* [Entries from a dataset]
>>>>
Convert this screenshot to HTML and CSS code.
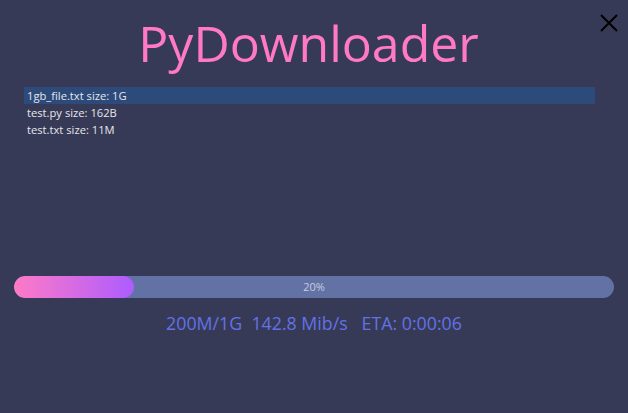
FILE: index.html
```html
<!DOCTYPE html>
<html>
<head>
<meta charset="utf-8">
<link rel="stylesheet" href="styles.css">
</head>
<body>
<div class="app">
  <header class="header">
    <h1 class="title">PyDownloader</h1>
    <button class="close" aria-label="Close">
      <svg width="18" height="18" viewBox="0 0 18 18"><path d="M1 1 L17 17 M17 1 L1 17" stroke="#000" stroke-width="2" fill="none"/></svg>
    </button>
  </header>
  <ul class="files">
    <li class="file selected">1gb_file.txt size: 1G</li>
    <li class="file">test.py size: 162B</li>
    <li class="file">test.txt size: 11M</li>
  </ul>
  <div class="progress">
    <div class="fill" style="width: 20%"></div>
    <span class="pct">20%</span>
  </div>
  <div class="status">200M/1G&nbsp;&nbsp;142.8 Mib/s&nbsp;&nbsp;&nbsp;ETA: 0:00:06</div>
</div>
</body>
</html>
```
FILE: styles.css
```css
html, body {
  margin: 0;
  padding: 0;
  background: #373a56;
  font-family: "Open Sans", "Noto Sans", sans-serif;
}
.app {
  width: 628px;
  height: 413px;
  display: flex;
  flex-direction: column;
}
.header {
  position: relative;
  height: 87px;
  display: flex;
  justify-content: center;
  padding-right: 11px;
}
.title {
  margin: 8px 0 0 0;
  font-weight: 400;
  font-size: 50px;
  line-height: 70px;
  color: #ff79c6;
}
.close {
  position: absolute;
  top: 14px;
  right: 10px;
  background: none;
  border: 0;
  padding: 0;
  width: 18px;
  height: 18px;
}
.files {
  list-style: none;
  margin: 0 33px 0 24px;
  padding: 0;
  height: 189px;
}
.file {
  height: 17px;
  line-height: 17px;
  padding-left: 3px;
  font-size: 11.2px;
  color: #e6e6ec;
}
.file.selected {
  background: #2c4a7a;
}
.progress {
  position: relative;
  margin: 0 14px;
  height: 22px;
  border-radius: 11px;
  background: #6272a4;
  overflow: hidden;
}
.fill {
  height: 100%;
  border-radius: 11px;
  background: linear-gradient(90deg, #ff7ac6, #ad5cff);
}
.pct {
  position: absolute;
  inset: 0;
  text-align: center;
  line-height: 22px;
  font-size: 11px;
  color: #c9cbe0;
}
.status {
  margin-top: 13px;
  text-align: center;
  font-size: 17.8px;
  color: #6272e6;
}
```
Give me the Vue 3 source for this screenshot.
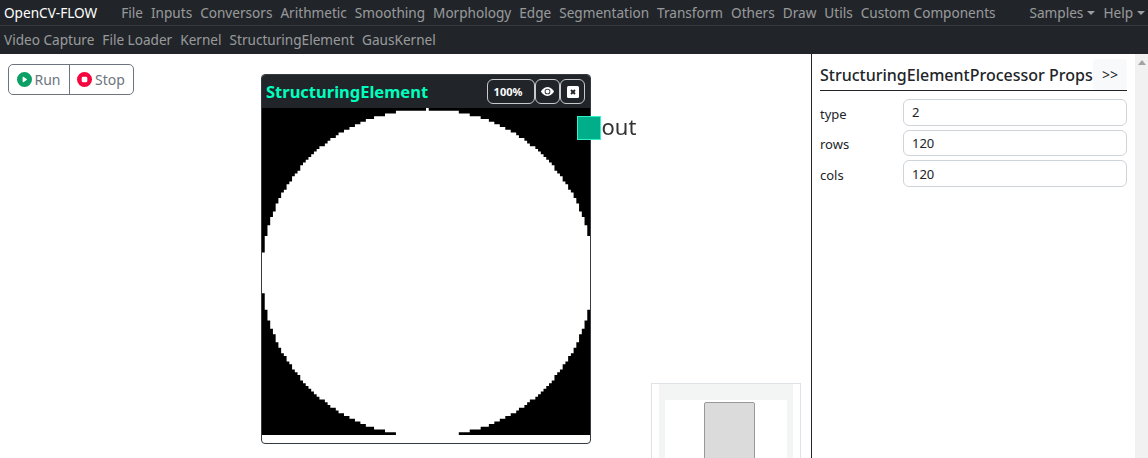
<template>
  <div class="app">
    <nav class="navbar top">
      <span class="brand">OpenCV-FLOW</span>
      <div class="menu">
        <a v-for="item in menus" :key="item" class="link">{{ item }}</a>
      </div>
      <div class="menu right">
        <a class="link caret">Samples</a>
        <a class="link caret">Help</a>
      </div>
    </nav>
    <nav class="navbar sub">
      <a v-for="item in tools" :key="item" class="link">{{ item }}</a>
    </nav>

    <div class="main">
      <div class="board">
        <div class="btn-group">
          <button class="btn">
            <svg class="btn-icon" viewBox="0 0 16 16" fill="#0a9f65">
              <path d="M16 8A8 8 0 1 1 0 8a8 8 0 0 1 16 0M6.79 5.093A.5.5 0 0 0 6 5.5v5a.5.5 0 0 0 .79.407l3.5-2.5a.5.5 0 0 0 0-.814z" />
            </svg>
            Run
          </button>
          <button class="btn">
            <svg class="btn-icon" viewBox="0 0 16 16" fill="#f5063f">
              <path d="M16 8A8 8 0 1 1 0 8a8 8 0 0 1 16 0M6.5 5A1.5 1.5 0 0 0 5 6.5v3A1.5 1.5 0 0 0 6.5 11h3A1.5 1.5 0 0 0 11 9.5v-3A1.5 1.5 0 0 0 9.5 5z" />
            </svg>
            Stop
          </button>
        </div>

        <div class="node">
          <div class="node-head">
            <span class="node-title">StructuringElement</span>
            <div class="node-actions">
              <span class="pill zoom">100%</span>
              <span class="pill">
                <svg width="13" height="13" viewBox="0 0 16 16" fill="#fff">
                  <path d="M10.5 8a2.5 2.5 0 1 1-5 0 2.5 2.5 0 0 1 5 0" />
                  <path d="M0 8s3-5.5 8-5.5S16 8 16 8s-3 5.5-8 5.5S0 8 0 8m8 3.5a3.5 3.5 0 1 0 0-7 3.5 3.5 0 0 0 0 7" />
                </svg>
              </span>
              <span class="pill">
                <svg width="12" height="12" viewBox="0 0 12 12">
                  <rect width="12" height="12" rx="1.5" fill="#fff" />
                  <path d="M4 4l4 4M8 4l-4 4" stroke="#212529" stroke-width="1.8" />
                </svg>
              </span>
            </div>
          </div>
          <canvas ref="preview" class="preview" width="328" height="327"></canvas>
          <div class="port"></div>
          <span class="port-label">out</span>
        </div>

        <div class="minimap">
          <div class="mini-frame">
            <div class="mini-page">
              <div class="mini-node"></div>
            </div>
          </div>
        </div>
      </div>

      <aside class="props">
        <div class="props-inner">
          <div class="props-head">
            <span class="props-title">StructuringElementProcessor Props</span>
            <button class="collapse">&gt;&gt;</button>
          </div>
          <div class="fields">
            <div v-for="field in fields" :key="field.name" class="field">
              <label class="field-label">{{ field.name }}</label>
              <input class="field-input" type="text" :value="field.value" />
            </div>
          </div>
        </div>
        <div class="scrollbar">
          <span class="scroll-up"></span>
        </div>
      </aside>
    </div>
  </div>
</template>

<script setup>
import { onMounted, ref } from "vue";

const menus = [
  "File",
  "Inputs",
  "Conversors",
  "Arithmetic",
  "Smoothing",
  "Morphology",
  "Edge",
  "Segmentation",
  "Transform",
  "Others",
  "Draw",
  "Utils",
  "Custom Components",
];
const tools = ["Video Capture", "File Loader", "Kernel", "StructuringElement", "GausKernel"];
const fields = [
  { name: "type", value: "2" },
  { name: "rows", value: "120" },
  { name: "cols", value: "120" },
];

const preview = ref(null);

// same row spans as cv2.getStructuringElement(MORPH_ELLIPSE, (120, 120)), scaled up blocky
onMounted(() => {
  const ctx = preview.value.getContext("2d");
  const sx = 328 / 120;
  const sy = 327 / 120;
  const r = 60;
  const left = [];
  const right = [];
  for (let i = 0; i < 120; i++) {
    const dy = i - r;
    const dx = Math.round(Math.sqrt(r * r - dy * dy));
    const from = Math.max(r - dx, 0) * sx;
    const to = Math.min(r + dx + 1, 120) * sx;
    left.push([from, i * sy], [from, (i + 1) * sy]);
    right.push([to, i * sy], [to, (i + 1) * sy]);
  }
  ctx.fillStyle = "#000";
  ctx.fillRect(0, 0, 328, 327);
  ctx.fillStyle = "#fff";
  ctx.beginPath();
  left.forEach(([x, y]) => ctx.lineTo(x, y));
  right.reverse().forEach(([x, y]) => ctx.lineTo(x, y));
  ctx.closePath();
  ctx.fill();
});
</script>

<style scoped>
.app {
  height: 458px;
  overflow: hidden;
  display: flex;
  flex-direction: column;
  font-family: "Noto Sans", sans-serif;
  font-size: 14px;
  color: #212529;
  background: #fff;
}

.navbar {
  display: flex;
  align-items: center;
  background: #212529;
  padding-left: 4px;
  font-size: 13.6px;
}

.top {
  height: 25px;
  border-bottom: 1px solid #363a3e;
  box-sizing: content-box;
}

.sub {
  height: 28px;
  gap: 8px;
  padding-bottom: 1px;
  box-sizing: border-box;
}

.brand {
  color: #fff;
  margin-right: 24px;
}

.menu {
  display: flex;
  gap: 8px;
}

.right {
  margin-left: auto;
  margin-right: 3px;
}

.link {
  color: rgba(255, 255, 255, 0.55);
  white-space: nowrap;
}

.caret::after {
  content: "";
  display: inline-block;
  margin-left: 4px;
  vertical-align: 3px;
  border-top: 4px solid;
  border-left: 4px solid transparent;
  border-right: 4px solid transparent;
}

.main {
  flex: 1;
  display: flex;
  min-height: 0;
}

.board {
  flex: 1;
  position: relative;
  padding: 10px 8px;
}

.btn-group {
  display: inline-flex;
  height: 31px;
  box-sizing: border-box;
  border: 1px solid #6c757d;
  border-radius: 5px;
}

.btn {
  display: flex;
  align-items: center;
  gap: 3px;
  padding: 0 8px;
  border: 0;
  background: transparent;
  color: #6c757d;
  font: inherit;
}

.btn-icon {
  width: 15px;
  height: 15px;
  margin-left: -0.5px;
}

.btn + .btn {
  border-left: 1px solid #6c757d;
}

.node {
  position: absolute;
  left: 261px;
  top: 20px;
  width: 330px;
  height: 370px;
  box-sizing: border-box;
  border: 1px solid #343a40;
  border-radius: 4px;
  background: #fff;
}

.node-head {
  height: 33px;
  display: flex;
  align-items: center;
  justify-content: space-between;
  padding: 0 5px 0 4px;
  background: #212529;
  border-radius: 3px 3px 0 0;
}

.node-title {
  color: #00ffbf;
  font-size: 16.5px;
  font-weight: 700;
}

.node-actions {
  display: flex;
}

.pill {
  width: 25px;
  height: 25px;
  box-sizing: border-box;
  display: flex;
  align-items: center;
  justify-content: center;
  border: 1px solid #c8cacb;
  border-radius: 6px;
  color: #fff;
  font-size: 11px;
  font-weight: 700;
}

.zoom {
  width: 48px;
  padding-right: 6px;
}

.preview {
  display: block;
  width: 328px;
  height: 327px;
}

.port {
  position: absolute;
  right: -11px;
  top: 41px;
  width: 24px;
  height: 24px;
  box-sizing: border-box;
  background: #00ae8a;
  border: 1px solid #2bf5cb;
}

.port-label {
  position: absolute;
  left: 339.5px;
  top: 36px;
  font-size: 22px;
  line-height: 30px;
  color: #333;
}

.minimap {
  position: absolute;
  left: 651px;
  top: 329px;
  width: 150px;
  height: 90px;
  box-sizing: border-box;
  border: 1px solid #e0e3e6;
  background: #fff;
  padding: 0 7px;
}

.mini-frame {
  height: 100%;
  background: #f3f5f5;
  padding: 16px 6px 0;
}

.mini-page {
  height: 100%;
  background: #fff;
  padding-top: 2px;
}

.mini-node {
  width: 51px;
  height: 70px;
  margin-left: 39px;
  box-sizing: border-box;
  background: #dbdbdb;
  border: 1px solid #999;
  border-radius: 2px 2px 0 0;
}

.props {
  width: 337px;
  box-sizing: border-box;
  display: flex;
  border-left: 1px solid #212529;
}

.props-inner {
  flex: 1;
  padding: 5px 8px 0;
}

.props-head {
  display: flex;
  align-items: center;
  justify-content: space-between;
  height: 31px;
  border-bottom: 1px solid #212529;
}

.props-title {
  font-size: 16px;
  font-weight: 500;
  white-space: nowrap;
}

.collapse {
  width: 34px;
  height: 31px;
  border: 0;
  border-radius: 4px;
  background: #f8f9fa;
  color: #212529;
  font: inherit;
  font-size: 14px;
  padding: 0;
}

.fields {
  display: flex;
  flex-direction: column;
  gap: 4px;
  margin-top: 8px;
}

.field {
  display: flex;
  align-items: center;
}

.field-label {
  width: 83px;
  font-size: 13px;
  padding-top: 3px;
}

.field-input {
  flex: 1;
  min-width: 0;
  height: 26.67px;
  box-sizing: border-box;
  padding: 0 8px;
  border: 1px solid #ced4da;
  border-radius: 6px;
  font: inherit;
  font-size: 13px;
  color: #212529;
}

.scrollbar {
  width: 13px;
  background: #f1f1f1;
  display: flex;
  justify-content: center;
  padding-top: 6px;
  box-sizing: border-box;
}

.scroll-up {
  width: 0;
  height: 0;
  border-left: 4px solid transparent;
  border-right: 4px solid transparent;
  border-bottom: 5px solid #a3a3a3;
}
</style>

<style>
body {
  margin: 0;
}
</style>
<<<<
Pick out each line containing "this" and report it.

Convert this screenshot to HTML and CSS code.
Give me the Vue 3 source for this screenshot.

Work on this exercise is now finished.